Do this -
Word for word, give the material below again, minus any images.
*** Data section ***
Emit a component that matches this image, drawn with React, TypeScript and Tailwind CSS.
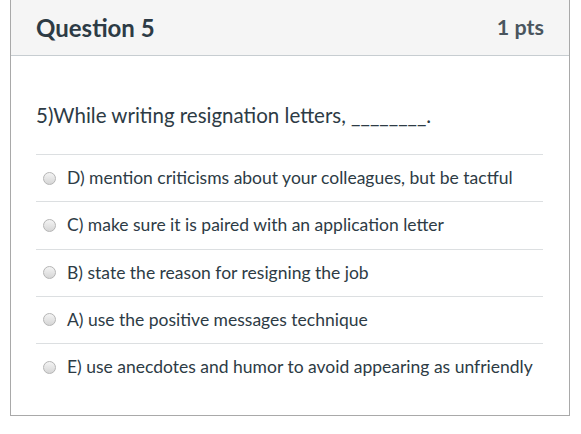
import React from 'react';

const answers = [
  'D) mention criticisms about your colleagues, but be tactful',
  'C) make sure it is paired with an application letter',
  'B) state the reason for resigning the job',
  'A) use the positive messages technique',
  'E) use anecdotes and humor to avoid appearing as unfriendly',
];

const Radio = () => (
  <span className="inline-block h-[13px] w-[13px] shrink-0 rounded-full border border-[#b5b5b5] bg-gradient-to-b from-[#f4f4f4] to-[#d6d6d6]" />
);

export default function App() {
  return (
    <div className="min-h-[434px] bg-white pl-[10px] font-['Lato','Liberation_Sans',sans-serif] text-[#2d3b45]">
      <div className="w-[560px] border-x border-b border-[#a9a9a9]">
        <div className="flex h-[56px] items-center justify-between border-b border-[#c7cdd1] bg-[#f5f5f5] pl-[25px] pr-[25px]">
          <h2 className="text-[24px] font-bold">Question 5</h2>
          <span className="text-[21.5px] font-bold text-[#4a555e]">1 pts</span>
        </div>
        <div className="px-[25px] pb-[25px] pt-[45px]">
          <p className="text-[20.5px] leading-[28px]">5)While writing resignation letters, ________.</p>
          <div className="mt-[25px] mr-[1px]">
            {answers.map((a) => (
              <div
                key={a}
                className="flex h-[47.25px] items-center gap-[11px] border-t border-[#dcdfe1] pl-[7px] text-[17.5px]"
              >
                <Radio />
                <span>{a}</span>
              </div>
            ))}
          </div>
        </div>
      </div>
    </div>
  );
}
***
Response to the exercise -
Emit a component that matches this image, drawn with React, TypeScript and Tailwind CSS.
import React from 'react';

const answers = [
  'D) mention criticisms about your colleagues, but be tactful',
  'C) make sure it is paired with an application letter',
  'B) state the reason for resigning the job',
  'A) use the positive messages technique',
  'E) use anecdotes and humor to avoid appearing as unfriendly',
];

const Radio = () => (
  <span className="inline-block h-[13px] w-[13px] shrink-0 rounded-full border border-[#b5b5b5] bg-gradient-to-b from-[#f4f4f4] to-[#d6d6d6]" />
);

export default function App() {
  return (
    <div className="min-h-[434px] bg-white pl-[10px] font-['Lato','Liberation_Sans',sans-serif] text-[#2d3b45]">
      <div className="w-[560px] border-x border-b border-[#a9a9a9]">
        <div className="flex h-[56px] items-center justify-between border-b border-[#c7cdd1] bg-[#f5f5f5] pl-[25px] pr-[25px]">
          <h2 className="text-[24px] font-bold">Question 5</h2>
          <span className="text-[21.5px] font-bold text-[#4a555e]">1 pts</span>
        </div>
        <div className="px-[25px] pb-[25px] pt-[45px]">
          <p className="text-[20.5px] leading-[28px]">5)While writing resignation letters, ________.</p>
          <div className="mt-[25px] mr-[1px]">
            {answers.map((a) => (
              <div
                key={a}
                className="flex h-[47.25px] items-center gap-[11px] border-t border-[#dcdfe1] pl-[7px] text-[17.5px]"
              >
                <Radio />
                <span>{a}</span>
              </div>
            ))}
          </div>
        </div>
      </div>
    </div>
  );
}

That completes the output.